本書で人格化された女性ファッション誌のなかで、唯一「モテる女子」と分析された『non-no』に注目してみましょう。
20代前後の女性をターゲットにした『non--no』は「おしゃれに見えて、でもやり過ぎない」ファッションを提案する雑誌として知られています。トレンドを追いすぎることもなく、かといって個性を主張するわけでもない「ザ・無難」。しかし、登場するファッションの量は膨大で、多くのファッション誌に見られる「着回し」シリーズも、100種類のコーディネートを試すなど、他の女性誌と比べて数が違うのが特徴です。

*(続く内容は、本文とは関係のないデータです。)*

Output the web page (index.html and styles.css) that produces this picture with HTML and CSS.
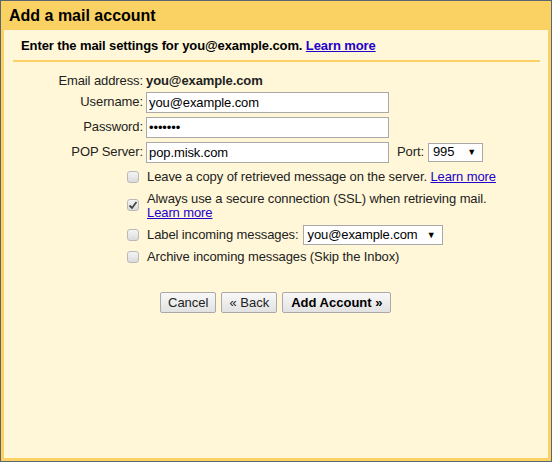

それぞれのコーデは、桐谷美玲、本田翼、大政絢、波瑠などの有名女優やモデルが、完璧に着こなしています。しかし、読者はモデルみたいになりたいのではなく、モデルのように「間違いのないファッションをしたいと思っているだけ」というところがポイント。つまり、『non-no』の読者はおしゃれに自信のない、いたってフツーの女の子であるようです。
そんな彼女たちが、なぜモテるのか? 能町さんは、彼女らの強みは「女性性」であると指摘します。さらに、本人にはその自覚が稀薄であることも逆に強みになっているとも。
「彼女たちには、典型的な女性らしさについて、てらいがない。「女子力」「ガールズトーク」という言葉を当たり前に使い、ディズニーを好み、黒髪か控えめの茶髪でロングヘア、メールにかわいい絵文字や顔文字は必須。旅行と占いが大好きで、最新ガジェットには疎い。疎いことを男子に教えてもらうことにもためらいはない。趣味も非常に健全で、恋愛の苦手な大学生男子が想像する「身近な女子」を具現化したような存在です」
自信のなさを無自覚に「奥ゆかしさ」に転じさせる力を持ち、同僚など身近な男性たちからモテモテな女子。それが『non-no』読者なのではないか、と能町さんは分析します。普段愛読している雑誌がどんな視点から分析されているのか、チェックしてみるのもよいかもしれません。